Numerous visual and verbal cues within the work communicate Saftel’s concept. There is so much going on within this painting, in fact, that a lengthy catalog would be necessary to enumerate all of its varied components and their relationship to one another within the artist’s theme. The familiar geographic references of “TN” and “GA” above a series of broken lines provide the most concrete reference to where Saftel calls home. However, the pasted map fragment on the far left showing the coast of California and Oregon points to another region close to his heart where he also lived once. In addition, images of the earth are painted upon a circular metal scrap interspersed between splashes of vivid blues and larger areas of softer reds, oranges and ochres.

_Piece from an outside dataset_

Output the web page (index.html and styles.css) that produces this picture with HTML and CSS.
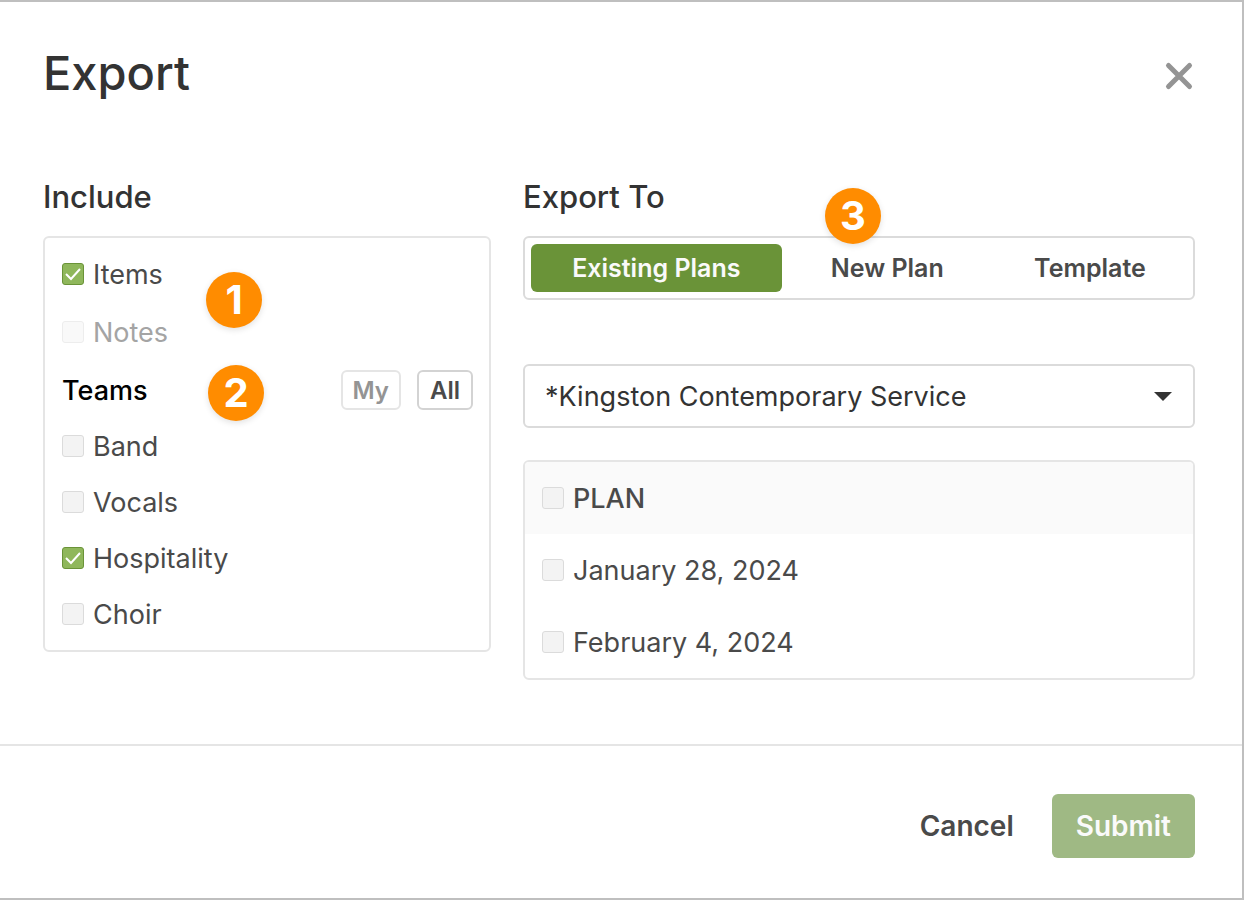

Also portrayed in the image are “the swirling movements of subatomic particles,” which weave in and out among the larger objects. By portraying these imperceptible components of his own mind along side the inconceivably vast expanse of the universe. Saftel creates an image of the mind that resembles “Voyager 6.5 billion miles from Earth sending back pictures” (a fragment from something the artist heard listening to a public radio program). One of the finishing touches to this piece was the addition of the tall, ghostly — thin chair in the upper left, which is lightly painted in with touches of white. According to Saftel, “the chair in absence of a person sitting upon it symbolizes death and our often-unacknowledged mortality that is part of the eternal cycle of life.” Saftel adds that the way in which these various perspectives and geographical locations converge into one picture illustrates that “we live in both a microcosm and a macrocosm at the same time, and our concept of ‘home’ evolves as we journey through life.”